Delivery stocks struggling in wake of pandemic

Delivery stocks struggling in wake of pandemic
Delivery Hero has slipped below its initial public offering price for the first time since 2017, after a selloff this year wiped out nearly three quarters of its market value.

The food-delivery stock has struggled this year, shedding about €18.1bn of its market value as investors question the company’s path to profitability amid rising borrowing costs.

European delivery services have also hit a rough patch, with Just Eat Takeaway plunging 62% and Deliveroo down 59%.

Delivery Hero shares dropped as much as 2.7% to a record low of €24.96 before reversing losses on Tuesday, dipping below the IPO price of €25.50 for the first time in five years. The stock is also the Stoxx 600 Index’s worst performer in 2022.

This time last year, the food-delivery industry was still riding high on a pandemic-fuelled boom in demand, but reality bit as economies reopened.

Relentless competition and inflation have squeezed already tight budgets, pressuring a sector that has yet to turn a profit.
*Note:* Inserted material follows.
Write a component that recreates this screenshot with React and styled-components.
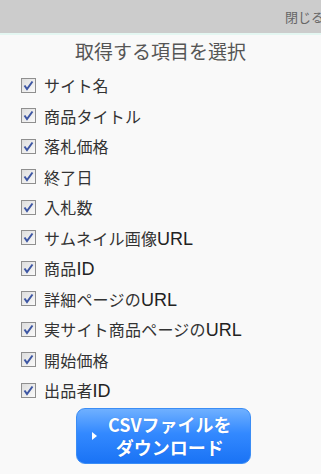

Rising interest rates and a broader rotation out of high growth stocks didn’t help. Inflation is also hitting consumer wallets.

Sagging sales are adding further fuel to the heated competition for market share in Europe, with rapid grocery delivery the latest battleground as startups like Getir and Gorillas push into the fray.

“Inflationary headwinds have been building, obviously, but they’re getting worse,” Berenberg analyst Sarah Simon said.

Data from Barclays shows that growth of consumer card spending on food takeaways slowed in the UK in April.

Disclosure concerns are weighing heavily on Delivery Hero’s stock. The company failed to break out order numbers in the first quarter after shifting to focus on profitability rather than volume.